Description of the task: Extract each line of the material that follows exactly and omit its pictures.

Source data:
--- START ---

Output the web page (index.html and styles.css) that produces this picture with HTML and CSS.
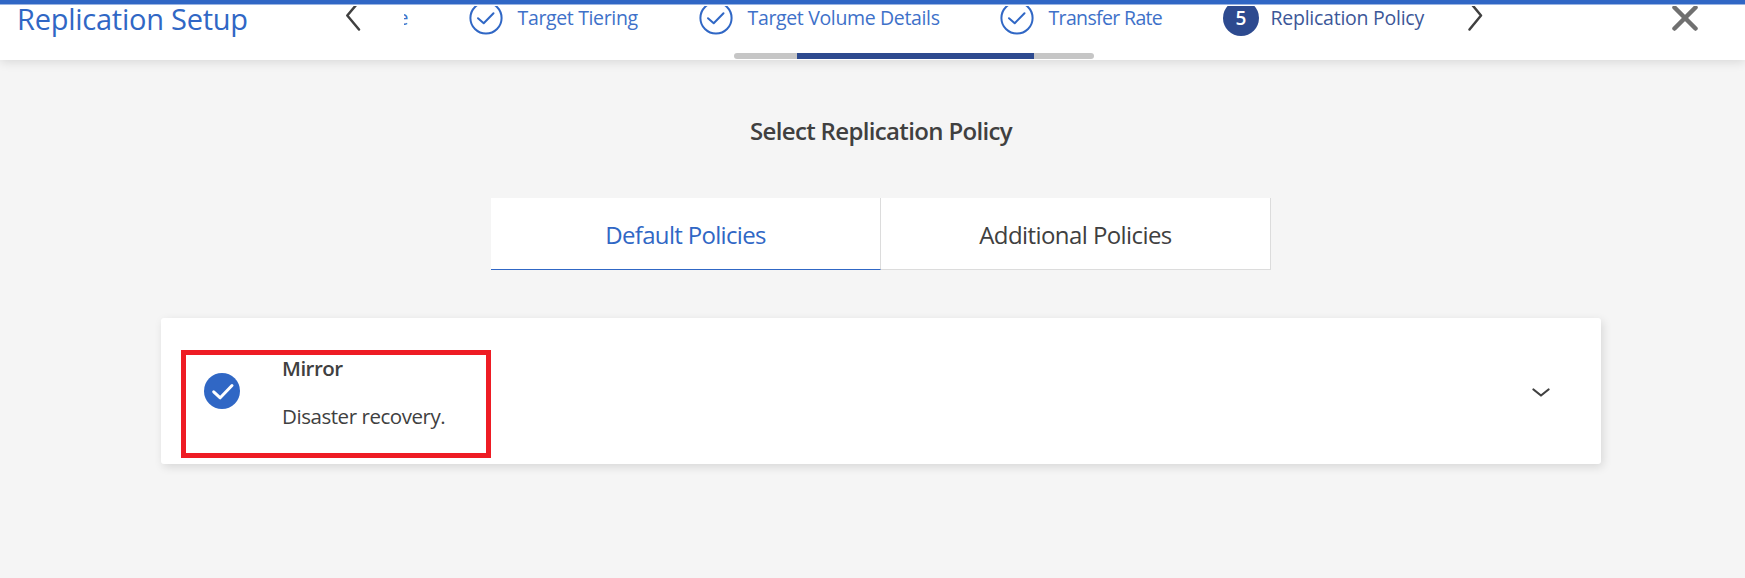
FILE: index.html
```html
<!DOCTYPE html>
<html lang="en">
<head>
<meta charset="utf-8">
<title>Replication Setup</title>
<link rel="stylesheet" href="styles.css">
</head>
<body>
<header class="header">
  <div class="header-clip">
    <div class="header-row">
      <h1 class="title">Replication Setup</h1>
      <svg class="arrow arrow-prev" width="16" height="34" viewBox="0 0 16 34"><path d="M14.500 1 2.300 15.500l11.700 14"/></svg>
      <nav class="steps">
        <span class="step-cut"><span>e</span></span>
        <div class="step step-tiering"><svg class="ring" width="36" height="36" viewBox="0 0 36 36"><circle cx="18" cy="18" r="15.6"/><path d="m10 18.2 5.7 5L25.500 13.200"/></svg><span>Target Tiering</span></div>
        <div class="step step-volume"><svg class="ring" width="36" height="36" viewBox="0 0 36 36"><circle cx="18" cy="18" r="15.6"/><path d="m10 18.2 5.7 5L25.500 13.200"/></svg><span>Target Volume Details</span></div>
        <div class="step step-rate"><svg class="ring" width="36" height="36" viewBox="0 0 36 36"><circle cx="18" cy="18" r="15.6"/><path d="m10 18.2 5.7 5L25.500 13.200"/></svg><span>Transfer Rate</span></div>
        <div class="step step-policy"><b class="number">5</b><span>Replication Policy</span></div>
      </nav>
      <svg class="arrow arrow-next" width="16" height="34" viewBox="0 0 16 34"><path d="m2 1 12 14.500-11.500 14"/></svg>
      <svg class="close" width="28" height="36" viewBox="0 0 28 36"><path d="m3.500 7.500 21 21m0-21-21 21"/></svg>
    </div>
    <div class="progress"><div class="progress-bar"></div></div>
  </div>
</header>
<main class="main">
  <h2 class="heading">Select Replication Policy</h2>
  <div class="tabs">
    <div class="tab tab-active">Default Policies</div>
    <div class="tab">Additional Policies</div>
  </div>
  <section class="card">
    <div class="marked">
      <svg class="check" width="36" height="36" viewBox="0 0 36 36"><circle cx="18" cy="18" r="18"/><path d="m9.700 18.800 6.500 6L28 12.500"/></svg>
      <div class="policy">
        <h3 class="policy-name">Mirror</h3>
        <p class="policy-text">Disaster recovery.</p>
      </div>
    </div>
    <svg class="expand" width="18" height="10" viewBox="0 0 18 10"><path d="m1.500 1.500 7.500 6 7.500-6"/></svg>
  </section>
</main>
</body>
</html>
```
FILE: styles.css
```css
* { box-sizing: border-box; }
body {
  margin: 0;
  height: 578px;
  overflow: hidden;
  background: #f5f5f5;
  color: #404040;
  font-family: "Open Sans", "Noto Sans", sans-serif;
  font-size: 20px;
}
h1, h2, h3, p { margin: 0; }
svg { display: block; flex: none; fill: none; stroke-linecap: round; stroke-linejoin: round; }

.header {
  position: relative;
  height: 60px;
  border-top: 4px solid #3067c5;
  background: #fff;
  box-shadow: 0 2px 10px rgba(0, 0, 0, .12);
}
.header-clip { height: 56px; border-top: 1px solid #9ab4e2; padding-top: 1px; overflow: clip; overflow-clip-margin: content-box; }
.header-row { display: flex; height: 47px; margin-top: -6px; margin-bottom: 6px; align-items: flex-start; }
.title {
  flex: none;
  width: 328px;
  margin: 6px 0 0 17px;
  font-size: 29px;
  font-weight: 400;
  line-height: 25px;
  letter-spacing: -.25px;
  color: #3067c5;
  white-space: nowrap;
}
.arrow { stroke: #404040; stroke-width: 2.5; }
.steps { display: flex; flex: none; width: 1065px; margin-left: 43px; height: 36px; overflow: hidden; color: #3e71c9; line-height: 36px; white-space: nowrap; }
.step-cut { display: flex; flex: none; justify-content: flex-end; width: 4px; }
.step-cut, .step span { font-size: 19.5px; line-height: 36px; letter-spacing: -.35px; }
.step { display: flex; flex: none; }
.step-tiering { margin-left: 60px; width: 230px; }
.step-volume { width: 301px; }
.step-rate { width: 224px; }
.step.step-rate span { letter-spacing: -.65px; }
.step-policy { color: #3c5798; }
.step span { margin-left: 13.5px; }
.step.step-policy span { margin-left: 11.5px; letter-spacing: -.25px; }
.ring { stroke: #3067c5; stroke-width: 2; }
.number { width: 36px; height: 36px; border-radius: 50%; background: #2d4a8f; color: #fff; font-size: 19px; font-weight: 600; line-height: 36px; text-align: center; }
.arrow-next { margin-left: -2px; }
.close { margin-left: 188px; stroke: #707070; stroke-width: 4.500; }
.progress { width: 360px; height: 6px; margin-left: 734px; border-radius: 3px; background: #c6c6c6; overflow: hidden; }
.progress-bar { width: 237px; height: 6px; margin-left: 63px; background: #2d4a8f; }

.main { display: flex; flex-direction: column; align-items: center; padding: 52px 0 0 17px; }
.heading { font-size: 24px; font-weight: 600; line-height: 38px; letter-spacing: -.65px; white-space: nowrap; }
.tabs { display: flex; margin-top: 48px; height: 72px; }
.tab { width: 390px; border-right: 1px solid #dcdcdc; border-bottom: 1px solid #dcdcdc; background: #fff; font-size: 24px; line-height: 74px; text-align: center; white-space: nowrap; letter-spacing: -.58px; }
.tab-active { color: #3067c5; letter-spacing: -.68px; background: linear-gradient(#3067c5, #3067c5) left bottom / 100% 1px no-repeat border-box, #fff; border-bottom-color: transparent; }
.card { display: flex; justify-content: space-between; width: 1440px; height: 146px; margin-top: 48px; padding: 32px 51px 6px 20px; border-radius: 3px; background: #fff; box-shadow: 2px 3px 10px rgba(0, 0, 0, .12); }
.marked { display: flex; width: 310px; height: 108px; border: 5px solid #ee1c24; }
.check { margin: 18px 0 0 18px; }
.check circle { fill: #3067c5; }
.check path { stroke: #fff; stroke-width: 3; }
.policy { margin-left: 42px; white-space: nowrap; }
.policy-name { font-size: 20.5px; font-weight: 600; line-height: 26px; letter-spacing: -.5px; }
.policy-text { margin-top: 22px; font-size: 20.5px; line-height: 26px; letter-spacing: -.45px; }
.expand { margin-top: 38px; stroke: #404040; stroke-width: 2.2; }
```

--- END ---

The answer:
Output the web page (index.html and styles.css) that produces this picture with HTML and CSS.
FILE: index.html
```html
<!DOCTYPE html>
<html lang="en">
<head>
<meta charset="utf-8">
<title>Replication Setup</title>
<link rel="stylesheet" href="styles.css">
</head>
<body>
<header class="header">
  <div class="header-clip">
    <div class="header-row">
      <h1 class="title">Replication Setup</h1>
      <svg class="arrow arrow-prev" width="16" height="34" viewBox="0 0 16 34"><path d="M14.500 1 2.300 15.500l11.700 14"/></svg>
      <nav class="steps">
        <span class="step-cut"><span>e</span></span>
        <div class="step step-tiering"><svg class="ring" width="36" height="36" viewBox="0 0 36 36"><circle cx="18" cy="18" r="15.6"/><path d="m10 18.2 5.7 5L25.500 13.200"/></svg><span>Target Tiering</span></div>
        <div class="step step-volume"><svg class="ring" width="36" height="36" viewBox="0 0 36 36"><circle cx="18" cy="18" r="15.6"/><path d="m10 18.2 5.7 5L25.500 13.200"/></svg><span>Target Volume Details</span></div>
        <div class="step step-rate"><svg class="ring" width="36" height="36" viewBox="0 0 36 36"><circle cx="18" cy="18" r="15.6"/><path d="m10 18.2 5.7 5L25.500 13.200"/></svg><span>Transfer Rate</span></div>
        <div class="step step-policy"><b class="number">5</b><span>Replication Policy</span></div>
      </nav>
      <svg class="arrow arrow-next" width="16" height="34" viewBox="0 0 16 34"><path d="m2 1 12 14.500-11.500 14"/></svg>
      <svg class="close" width="28" height="36" viewBox="0 0 28 36"><path d="m3.500 7.500 21 21m0-21-21 21"/></svg>
    </div>
    <div class="progress"><div class="progress-bar"></div></div>
  </div>
</header>
<main class="main">
  <h2 class="heading">Select Replication Policy</h2>
  <div class="tabs">
    <div class="tab tab-active">Default Policies</div>
    <div class="tab">Additional Policies</div>
  </div>
  <section class="card">
    <div class="marked">
      <svg class="check" width="36" height="36" viewBox="0 0 36 36"><circle cx="18" cy="18" r="18"/><path d="m9.700 18.800 6.500 6L28 12.500"/></svg>
      <div class="policy">
        <h3 class="policy-name">Mirror</h3>
        <p class="policy-text">Disaster recovery.</p>
      </div>
    </div>
    <svg class="expand" width="18" height="10" viewBox="0 0 18 10"><path d="m1.500 1.500 7.500 6 7.500-6"/></svg>
  </section>
</main>
</body>
</html>
```
FILE: styles.css
```css
* { box-sizing: border-box; }
body {
  margin: 0;
  height: 578px;
  overflow: hidden;
  background: #f5f5f5;
  color: #404040;
  font-family: "Open Sans", "Noto Sans", sans-serif;
  font-size: 20px;
}
h1, h2, h3, p { margin: 0; }
svg { display: block; flex: none; fill: none; stroke-linecap: round; stroke-linejoin: round; }

.header {
  position: relative;
  height: 60px;
  border-top: 4px solid #3067c5;
  background: #fff;
  box-shadow: 0 2px 10px rgba(0, 0, 0, .12);
}
.header-clip { height: 56px; border-top: 1px solid #9ab4e2; padding-top: 1px; overflow: clip; overflow-clip-margin: content-box; }
.header-row { display: flex; height: 47px; margin-top: -6px; margin-bottom: 6px; align-items: flex-start; }
.title {
  flex: none;
  width: 328px;
  margin: 6px 0 0 17px;
  font-size: 29px;
  font-weight: 400;
  line-height: 25px;
  letter-spacing: -.25px;
  color: #3067c5;
  white-space: nowrap;
}
.arrow { stroke: #404040; stroke-width: 2.5; }
.steps { display: flex; flex: none; width: 1065px; margin-left: 43px; height: 36px; overflow: hidden; color: #3e71c9; line-height: 36px; white-space: nowrap; }
.step-cut { display: flex; flex: none; justify-content: flex-end; width: 4px; }
.step-cut, .step span { font-size: 19.5px; line-height: 36px; letter-spacing: -.35px; }
.step { display: flex; flex: none; }
.step-tiering { margin-left: 60px; width: 230px; }
.step-volume { width: 301px; }
.step-rate { width: 224px; }
.step.step-rate span { letter-spacing: -.65px; }
.step-policy { color: #3c5798; }
.step span { margin-left: 13.5px; }
.step.step-policy span { margin-left: 11.5px; letter-spacing: -.25px; }
.ring { stroke: #3067c5; stroke-width: 2; }
.number { width: 36px; height: 36px; border-radius: 50%; background: #2d4a8f; color: #fff; font-size: 19px; font-weight: 600; line-height: 36px; text-align: center; }
.arrow-next { margin-left: -2px; }
.close { margin-left: 188px; stroke: #707070; stroke-width: 4.500; }
.progress { width: 360px; height: 6px; margin-left: 734px; border-radius: 3px; background: #c6c6c6; overflow: hidden; }
.progress-bar { width: 237px; height: 6px; margin-left: 63px; background: #2d4a8f; }

.main { display: flex; flex-direction: column; align-items: center; padding: 52px 0 0 17px; }
.heading { font-size: 24px; font-weight: 600; line-height: 38px; letter-spacing: -.65px; white-space: nowrap; }
.tabs { display: flex; margin-top: 48px; height: 72px; }
.tab { width: 390px; border-right: 1px solid #dcdcdc; border-bottom: 1px solid #dcdcdc; background: #fff; font-size: 24px; line-height: 74px; text-align: center; white-space: nowrap; letter-spacing: -.58px; }
.tab-active { color: #3067c5; letter-spacing: -.68px; background: linear-gradient(#3067c5, #3067c5) left bottom / 100% 1px no-repeat border-box, #fff; border-bottom-color: transparent; }
.card { display: flex; justify-content: space-between; width: 1440px; height: 146px; margin-top: 48px; padding: 32px 51px 6px 20px; border-radius: 3px; background: #fff; box-shadow: 2px 3px 10px rgba(0, 0, 0, .12); }
.marked { display: flex; width: 310px; height: 108px; border: 5px solid #ee1c24; }
.check { margin: 18px 0 0 18px; }
.check circle { fill: #3067c5; }
.check path { stroke: #fff; stroke-width: 3; }
.policy { margin-left: 42px; white-space: nowrap; }
.policy-name { font-size: 20.5px; font-weight: 600; line-height: 26px; letter-spacing: -.5px; }
.policy-text { margin-top: 22px; font-size: 20.5px; line-height: 26px; letter-spacing: -.45px; }
.expand { margin-top: 38px; stroke: #404040; stroke-width: 2.2; }
```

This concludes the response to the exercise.